### TASK TO COMPLETE:
How many lines in the listing below include the word "this"? Reply with the count alone.

### EXTRACTED DATA:
** START **

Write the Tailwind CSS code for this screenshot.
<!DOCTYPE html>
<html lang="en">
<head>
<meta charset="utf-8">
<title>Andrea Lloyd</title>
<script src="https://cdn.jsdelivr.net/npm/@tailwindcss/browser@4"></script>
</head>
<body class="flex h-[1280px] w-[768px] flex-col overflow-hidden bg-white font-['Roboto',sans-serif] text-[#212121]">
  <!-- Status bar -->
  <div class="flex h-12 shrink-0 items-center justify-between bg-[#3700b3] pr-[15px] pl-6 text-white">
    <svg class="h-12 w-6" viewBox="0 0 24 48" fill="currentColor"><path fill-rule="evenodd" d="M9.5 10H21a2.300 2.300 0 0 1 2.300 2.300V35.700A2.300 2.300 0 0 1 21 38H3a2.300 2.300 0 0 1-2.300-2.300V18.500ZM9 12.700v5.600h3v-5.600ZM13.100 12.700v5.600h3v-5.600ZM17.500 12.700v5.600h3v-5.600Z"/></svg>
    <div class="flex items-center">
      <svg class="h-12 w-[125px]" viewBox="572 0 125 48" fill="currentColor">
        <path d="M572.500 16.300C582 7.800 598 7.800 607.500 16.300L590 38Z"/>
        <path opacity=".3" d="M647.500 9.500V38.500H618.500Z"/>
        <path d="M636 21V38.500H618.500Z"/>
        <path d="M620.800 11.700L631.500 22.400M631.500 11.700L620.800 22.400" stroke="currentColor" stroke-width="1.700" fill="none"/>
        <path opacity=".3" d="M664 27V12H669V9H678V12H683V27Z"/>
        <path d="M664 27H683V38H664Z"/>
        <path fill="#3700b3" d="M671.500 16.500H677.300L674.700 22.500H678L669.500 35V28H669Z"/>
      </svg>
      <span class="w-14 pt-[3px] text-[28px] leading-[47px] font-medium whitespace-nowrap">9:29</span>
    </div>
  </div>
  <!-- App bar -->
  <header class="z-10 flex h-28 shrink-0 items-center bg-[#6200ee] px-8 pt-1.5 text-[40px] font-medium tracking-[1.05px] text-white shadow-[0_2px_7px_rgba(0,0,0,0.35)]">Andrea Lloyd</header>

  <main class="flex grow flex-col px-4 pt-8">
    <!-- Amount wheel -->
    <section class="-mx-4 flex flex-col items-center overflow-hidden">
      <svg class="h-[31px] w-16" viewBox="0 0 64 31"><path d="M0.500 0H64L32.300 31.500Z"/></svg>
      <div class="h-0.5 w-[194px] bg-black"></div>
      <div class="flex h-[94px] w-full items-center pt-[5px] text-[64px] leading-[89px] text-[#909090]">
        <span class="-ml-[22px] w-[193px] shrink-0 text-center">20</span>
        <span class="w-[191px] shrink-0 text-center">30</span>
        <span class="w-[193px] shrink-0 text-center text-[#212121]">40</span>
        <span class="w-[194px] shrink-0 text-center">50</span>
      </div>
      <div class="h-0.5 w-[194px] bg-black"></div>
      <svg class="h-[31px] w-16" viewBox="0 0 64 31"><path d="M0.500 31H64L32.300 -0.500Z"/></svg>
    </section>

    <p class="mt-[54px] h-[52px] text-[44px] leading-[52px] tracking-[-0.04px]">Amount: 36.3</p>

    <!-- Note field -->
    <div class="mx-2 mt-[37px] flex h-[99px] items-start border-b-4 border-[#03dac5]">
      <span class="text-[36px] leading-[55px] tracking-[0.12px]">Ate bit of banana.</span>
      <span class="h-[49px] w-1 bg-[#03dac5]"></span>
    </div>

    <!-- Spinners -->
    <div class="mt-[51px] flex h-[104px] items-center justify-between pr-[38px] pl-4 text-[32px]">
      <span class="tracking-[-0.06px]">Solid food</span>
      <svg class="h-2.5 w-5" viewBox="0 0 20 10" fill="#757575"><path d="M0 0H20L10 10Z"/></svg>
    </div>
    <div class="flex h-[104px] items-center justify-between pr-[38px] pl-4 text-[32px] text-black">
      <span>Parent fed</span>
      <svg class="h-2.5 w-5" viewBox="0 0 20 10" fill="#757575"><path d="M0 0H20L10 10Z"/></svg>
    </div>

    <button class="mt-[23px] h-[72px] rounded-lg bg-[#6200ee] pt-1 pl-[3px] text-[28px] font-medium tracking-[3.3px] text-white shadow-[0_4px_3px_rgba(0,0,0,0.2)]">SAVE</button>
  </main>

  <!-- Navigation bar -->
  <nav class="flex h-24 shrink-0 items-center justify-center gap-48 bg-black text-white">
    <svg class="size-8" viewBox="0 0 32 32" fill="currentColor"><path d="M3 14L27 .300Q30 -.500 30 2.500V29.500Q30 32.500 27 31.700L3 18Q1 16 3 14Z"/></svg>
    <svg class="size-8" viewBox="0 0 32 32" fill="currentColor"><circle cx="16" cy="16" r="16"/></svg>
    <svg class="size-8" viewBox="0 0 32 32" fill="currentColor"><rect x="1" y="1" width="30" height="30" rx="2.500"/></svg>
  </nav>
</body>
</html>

** END **
** START **

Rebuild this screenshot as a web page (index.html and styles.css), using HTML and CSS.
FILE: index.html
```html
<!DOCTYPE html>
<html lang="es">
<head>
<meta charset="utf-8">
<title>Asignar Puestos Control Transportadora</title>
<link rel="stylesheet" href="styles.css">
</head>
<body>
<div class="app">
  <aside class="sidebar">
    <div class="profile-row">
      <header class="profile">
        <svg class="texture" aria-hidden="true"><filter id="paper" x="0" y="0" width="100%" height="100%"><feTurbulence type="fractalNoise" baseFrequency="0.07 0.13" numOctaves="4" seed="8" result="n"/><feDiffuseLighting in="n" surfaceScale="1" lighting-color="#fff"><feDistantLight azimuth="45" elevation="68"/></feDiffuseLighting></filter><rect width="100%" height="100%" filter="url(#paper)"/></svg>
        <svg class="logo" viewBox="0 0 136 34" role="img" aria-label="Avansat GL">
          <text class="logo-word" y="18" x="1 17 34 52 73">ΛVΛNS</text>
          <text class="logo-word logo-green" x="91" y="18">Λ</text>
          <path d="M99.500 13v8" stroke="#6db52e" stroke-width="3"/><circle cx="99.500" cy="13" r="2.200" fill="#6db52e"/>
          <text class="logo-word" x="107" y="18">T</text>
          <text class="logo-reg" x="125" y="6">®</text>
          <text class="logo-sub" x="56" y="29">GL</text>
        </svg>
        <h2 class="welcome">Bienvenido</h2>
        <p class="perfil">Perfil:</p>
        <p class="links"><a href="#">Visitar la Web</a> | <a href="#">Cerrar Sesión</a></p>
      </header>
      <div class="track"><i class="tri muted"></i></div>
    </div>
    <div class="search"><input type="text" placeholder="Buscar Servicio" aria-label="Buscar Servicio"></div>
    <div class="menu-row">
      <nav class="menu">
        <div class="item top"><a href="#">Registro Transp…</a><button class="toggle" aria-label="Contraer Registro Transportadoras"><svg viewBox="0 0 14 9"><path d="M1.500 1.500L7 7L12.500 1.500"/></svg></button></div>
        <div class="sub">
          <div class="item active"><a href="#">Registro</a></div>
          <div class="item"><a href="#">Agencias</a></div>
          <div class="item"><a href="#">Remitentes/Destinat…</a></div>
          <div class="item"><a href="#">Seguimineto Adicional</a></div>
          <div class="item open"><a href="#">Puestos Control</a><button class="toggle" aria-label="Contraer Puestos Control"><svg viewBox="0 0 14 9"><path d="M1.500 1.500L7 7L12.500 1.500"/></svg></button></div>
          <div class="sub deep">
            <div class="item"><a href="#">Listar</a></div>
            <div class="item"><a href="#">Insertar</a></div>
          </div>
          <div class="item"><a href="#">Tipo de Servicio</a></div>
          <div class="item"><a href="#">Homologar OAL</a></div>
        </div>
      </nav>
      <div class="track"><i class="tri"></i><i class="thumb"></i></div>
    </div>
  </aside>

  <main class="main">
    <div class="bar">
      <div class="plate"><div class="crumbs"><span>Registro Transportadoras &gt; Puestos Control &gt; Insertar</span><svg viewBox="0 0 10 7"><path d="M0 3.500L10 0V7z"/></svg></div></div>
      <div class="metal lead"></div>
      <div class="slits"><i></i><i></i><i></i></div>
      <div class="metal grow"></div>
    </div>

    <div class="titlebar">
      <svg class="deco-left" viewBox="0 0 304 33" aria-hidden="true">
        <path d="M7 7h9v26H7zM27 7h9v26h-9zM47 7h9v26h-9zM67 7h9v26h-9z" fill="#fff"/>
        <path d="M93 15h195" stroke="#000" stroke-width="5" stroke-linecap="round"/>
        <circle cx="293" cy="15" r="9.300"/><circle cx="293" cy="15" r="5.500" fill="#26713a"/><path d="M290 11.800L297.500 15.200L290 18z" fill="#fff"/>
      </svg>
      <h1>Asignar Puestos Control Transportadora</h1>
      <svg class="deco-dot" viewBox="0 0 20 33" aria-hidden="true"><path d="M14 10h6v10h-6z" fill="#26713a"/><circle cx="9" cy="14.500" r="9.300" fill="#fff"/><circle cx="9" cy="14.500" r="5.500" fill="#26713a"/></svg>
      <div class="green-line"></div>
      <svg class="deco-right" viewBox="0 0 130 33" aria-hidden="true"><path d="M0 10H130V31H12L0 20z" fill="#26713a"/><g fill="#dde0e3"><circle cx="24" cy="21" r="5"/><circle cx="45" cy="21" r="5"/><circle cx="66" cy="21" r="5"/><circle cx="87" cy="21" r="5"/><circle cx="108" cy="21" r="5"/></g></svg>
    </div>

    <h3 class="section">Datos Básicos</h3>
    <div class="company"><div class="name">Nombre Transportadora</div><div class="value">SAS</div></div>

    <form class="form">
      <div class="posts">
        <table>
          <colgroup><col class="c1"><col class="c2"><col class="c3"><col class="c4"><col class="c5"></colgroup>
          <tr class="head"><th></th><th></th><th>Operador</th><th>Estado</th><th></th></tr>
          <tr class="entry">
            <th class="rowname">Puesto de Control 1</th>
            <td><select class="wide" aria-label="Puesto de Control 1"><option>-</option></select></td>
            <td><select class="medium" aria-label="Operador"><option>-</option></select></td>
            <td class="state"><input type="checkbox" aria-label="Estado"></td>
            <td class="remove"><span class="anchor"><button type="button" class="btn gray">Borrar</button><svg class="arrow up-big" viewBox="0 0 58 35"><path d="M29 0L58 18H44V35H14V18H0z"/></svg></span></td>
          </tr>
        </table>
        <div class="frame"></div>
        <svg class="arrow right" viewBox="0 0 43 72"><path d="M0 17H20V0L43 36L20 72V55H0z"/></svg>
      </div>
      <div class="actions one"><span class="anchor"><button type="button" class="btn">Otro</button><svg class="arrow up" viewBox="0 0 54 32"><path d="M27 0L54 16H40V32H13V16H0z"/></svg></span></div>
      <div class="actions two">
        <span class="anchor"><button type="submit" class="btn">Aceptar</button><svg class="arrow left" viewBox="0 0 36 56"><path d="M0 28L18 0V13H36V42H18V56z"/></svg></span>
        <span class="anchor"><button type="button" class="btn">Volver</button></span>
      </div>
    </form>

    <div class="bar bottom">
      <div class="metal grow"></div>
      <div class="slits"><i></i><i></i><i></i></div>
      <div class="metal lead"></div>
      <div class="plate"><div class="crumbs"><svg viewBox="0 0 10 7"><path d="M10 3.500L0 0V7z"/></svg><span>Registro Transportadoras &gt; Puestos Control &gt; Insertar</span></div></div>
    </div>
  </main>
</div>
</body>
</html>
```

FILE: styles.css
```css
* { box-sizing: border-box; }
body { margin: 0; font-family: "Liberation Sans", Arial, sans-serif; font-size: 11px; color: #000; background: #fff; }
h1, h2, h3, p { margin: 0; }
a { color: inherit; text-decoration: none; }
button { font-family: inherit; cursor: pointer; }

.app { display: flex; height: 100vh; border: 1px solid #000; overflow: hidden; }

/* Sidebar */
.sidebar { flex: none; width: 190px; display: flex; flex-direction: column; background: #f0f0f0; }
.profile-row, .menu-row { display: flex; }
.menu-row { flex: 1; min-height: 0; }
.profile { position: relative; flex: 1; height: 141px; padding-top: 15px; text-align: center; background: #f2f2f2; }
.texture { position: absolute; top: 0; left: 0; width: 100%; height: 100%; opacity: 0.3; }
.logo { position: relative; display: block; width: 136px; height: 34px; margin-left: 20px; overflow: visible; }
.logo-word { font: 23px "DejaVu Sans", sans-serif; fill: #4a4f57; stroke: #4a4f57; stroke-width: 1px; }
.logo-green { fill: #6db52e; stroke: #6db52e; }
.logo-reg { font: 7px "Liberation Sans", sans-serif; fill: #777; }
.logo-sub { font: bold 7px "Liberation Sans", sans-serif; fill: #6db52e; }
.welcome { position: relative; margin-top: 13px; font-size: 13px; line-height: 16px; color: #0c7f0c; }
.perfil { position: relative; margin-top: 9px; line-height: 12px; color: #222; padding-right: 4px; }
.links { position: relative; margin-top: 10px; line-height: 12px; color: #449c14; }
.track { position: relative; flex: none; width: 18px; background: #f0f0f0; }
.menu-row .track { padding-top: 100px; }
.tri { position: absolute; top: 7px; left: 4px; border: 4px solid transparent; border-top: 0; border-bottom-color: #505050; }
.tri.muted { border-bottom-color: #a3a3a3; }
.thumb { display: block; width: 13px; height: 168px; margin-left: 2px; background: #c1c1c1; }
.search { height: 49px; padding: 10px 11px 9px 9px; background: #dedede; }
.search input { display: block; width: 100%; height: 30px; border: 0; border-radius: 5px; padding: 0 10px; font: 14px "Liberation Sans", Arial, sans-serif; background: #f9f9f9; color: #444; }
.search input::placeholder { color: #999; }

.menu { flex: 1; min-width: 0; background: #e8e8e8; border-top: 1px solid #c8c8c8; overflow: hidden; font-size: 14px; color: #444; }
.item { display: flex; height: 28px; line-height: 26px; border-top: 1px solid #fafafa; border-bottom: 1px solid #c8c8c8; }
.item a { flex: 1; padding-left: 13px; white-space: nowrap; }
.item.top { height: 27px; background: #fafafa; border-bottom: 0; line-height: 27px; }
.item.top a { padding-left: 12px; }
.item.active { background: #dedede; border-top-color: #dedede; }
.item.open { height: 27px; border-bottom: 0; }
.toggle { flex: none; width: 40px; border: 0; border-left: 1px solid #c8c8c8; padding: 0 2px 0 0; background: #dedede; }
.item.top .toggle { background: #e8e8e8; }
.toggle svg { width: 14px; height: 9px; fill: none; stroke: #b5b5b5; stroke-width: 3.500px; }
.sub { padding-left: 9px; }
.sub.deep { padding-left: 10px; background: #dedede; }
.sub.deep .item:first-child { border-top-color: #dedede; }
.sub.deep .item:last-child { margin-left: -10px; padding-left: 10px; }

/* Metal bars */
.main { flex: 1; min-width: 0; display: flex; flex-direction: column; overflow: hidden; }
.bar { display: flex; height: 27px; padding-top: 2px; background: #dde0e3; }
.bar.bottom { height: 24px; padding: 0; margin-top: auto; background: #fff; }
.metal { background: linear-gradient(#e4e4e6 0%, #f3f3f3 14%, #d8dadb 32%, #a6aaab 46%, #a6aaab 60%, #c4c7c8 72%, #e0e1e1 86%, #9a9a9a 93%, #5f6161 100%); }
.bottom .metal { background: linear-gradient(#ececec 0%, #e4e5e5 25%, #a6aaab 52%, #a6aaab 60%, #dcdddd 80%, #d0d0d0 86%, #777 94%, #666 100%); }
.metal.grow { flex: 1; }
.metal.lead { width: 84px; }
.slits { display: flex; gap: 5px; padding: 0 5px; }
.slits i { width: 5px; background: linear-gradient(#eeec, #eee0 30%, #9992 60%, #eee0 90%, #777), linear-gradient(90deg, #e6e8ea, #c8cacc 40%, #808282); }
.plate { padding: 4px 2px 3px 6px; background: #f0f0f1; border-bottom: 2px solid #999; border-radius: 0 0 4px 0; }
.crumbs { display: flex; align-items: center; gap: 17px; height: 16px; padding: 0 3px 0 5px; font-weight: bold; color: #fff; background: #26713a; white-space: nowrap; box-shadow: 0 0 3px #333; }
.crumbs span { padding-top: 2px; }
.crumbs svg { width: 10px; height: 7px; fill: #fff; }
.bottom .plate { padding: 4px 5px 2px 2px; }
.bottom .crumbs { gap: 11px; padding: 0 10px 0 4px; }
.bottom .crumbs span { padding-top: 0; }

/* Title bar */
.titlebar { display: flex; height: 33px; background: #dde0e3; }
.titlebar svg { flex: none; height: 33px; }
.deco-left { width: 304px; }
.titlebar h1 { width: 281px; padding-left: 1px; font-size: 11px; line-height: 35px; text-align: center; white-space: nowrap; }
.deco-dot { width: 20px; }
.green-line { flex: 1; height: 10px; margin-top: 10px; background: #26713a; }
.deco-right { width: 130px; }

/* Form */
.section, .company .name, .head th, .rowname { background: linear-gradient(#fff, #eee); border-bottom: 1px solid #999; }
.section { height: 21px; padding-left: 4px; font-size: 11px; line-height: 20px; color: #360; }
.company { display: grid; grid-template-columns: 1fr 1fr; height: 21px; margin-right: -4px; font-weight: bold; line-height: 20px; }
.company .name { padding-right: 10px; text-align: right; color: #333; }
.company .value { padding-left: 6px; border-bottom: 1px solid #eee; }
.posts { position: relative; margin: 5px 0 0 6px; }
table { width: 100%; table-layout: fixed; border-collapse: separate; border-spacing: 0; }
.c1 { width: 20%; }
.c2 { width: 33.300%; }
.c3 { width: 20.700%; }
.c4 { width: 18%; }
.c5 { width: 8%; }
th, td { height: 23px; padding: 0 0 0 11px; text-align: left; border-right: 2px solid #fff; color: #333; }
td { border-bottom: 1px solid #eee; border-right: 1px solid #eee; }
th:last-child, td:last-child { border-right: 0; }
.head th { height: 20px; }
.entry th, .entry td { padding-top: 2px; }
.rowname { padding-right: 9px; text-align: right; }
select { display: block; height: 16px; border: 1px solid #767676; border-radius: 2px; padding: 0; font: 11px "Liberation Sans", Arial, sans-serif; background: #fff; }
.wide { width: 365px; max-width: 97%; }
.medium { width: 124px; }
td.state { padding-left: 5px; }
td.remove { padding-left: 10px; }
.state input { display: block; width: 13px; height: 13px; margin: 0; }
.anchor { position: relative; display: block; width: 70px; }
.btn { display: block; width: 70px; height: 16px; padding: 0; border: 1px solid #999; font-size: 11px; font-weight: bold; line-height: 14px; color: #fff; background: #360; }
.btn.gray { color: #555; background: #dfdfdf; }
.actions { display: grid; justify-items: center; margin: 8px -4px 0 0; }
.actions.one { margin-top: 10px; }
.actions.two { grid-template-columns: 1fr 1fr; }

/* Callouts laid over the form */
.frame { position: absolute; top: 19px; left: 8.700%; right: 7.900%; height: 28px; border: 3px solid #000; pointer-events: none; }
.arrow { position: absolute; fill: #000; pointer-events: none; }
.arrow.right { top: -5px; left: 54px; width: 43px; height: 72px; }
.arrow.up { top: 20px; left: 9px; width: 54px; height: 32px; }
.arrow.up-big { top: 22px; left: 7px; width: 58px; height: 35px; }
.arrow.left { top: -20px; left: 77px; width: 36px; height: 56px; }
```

** END **

### REPLY TO THE EXERCISE:
2